On the beach, with the shore patrol waiting
Eventually the time came around for re-boarding. This was promulgated as a multi-hour window with a definite cutoff point sometime in the evening of the final day. Past that point you would be UA (unauthorized absence the acronym the Navy uses rather than AWOL). Further, it put you in position of "missing movement" a far more serious infraction. The departure point was the south edge of the beach, a reverse process of the arrival. Naturally everyone, and everyone was upwards of five thousand sailors, calculated the last possible moment they would need to leave their barstools by, and planned and drank accordingly. That was certainly my plan. This led to a massive unruly crowd of sailors milling around on the beach in remote semblance of order for the last set of boats away.
It was late afternoon when we got there encountered this line of sorts and queued up into it. Casting off from Pattaya beach at night. A reverse MacArthur (photo pb) Afternoon turned to evening then to dusk, and to a hard rain. What I recall beyond the immediate misery of the moment, which I was far too buzzed to reflect on, was the sticky Rice. Rice balls wrapped in leaves were being sold by local venders on the beach, Along with brazed spiced chicken of unknown pedigree but available in small chunks on a bamboo splint for a reasonable price. I was hungry by this point mighty hungry, and the smell of it tore at me. But in a previous moment of comprised clarity it had occurred to me to spend my remaining converted Thai currency on beer. So I had no money left. In the end I found enough change in my pockets for a ball of rice. I ate it restoratively, and was able to squeeze one last shot from a roll of ektachrome I thought was finished as we shoved off.
The night surf boating back to the ship across the transfer points; Little boat Big Boat had a slightly different character than on the way in. The water was much rougher by the time we transferred to the larger boats and they got out to where the USS Ranger was anchored. Our condition was a little rougher too. When we got alongside the carrier and the platform they had lowered down to the boats level there was a gap which grew and shrank as the waves swept the boat towards and away from the ship, never closer than two or three feet. The word from the handlers on the ship was "You gotta jump." So we jumped the gap, went up the ladder saluted the ensign flag, found familiar passageways and put ourselves back to work among the bulkheads.
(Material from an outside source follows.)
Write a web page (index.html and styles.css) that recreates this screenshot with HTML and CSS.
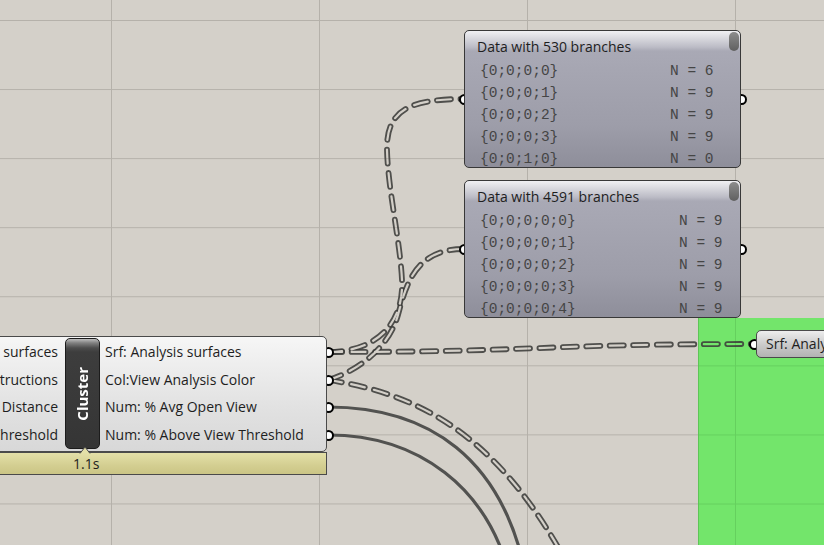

Almost by way of an addendum I recall some small things in aftermath. There had been a motorcycle crash involving one of the task forces crew members and a girl who was riding with him I believe was killed. The local authorities strongly wanted to hold and try him for reckless endangerment or manslaughter. The US Government arranges these visits under a bilateral arrangement known to us as the Soldiers and Sailors Act which accords custody and judgement to US institutions. I think it took the US Ambassador to intercede before that was resolved. Someone else had the idea to fill a scuba tank full of Thai weed and try to bring that back aboard the ship. This was neither as wise as it seemed, nor allowed under Navy regulation. By morning the next day we had pulled anchor turned and sailed away from paradise, gaining again only the ocean horizon.